Llewellyn Park established the direction of a movement which
was brought to fulfilment in the suburban designs of Frederick Law Olmsted and Calvert Vaux, and codified in the writings of Frank Jessup Scott. Among the suburbs laid out by Olmsted before he devoted himself to New York’s Central Park, the most celebrated was Riverside, on the edge of Chicago. Olmsted intended the suburb to be, not a refuge from the obnoxious city, but an integration between the best of city and country. Its purpose was to refresh the spirit of the city worker when he returned from his labours, and it therefore had to be pleasing in a convenient, well-ordered way. There must be parks, lakes, commons – places where nature’s healing influences were readily available. The roads must be curved, the spacious homes set back thirty feet ‘to suggest and imply leisure, contemplativeness and happy tranquillity’.

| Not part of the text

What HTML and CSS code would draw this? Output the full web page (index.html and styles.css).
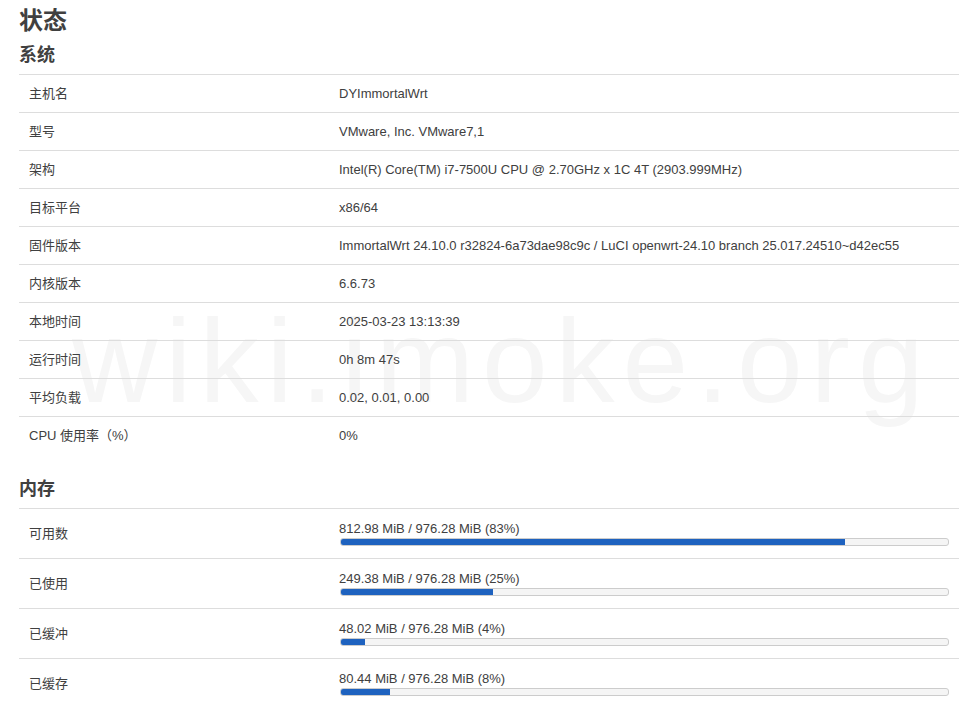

But the pleasures were accompanied by duties. The man admitted to communion with these blessings was expected to give something back. For the suburb to function properly, to give of its best, the residents must subscribe to the suburban code. It was their charge and their pleasure to keep their houses tidy, and their gardens – the paradisal borders to the shaded lanes – in an unblemished condition. The moral force of the obligation to conform was irresistible, and it easily bred intolerance. The chief propagandist on behalf of the suburban paradise was Frank Jessup Scott, and it was he who laid down the regulation dealing with the front garden, or front yard: ‘It is unchristian to hedge from the sight of others the beauties of Nature which it has been our good fortune to create … Throwing front grounds together enriches all who take part in the exchange.’ ‘Let your lawn be your home’s velvet robe,’ he wrote, ‘and your flowers its not too promiscuous decoration.’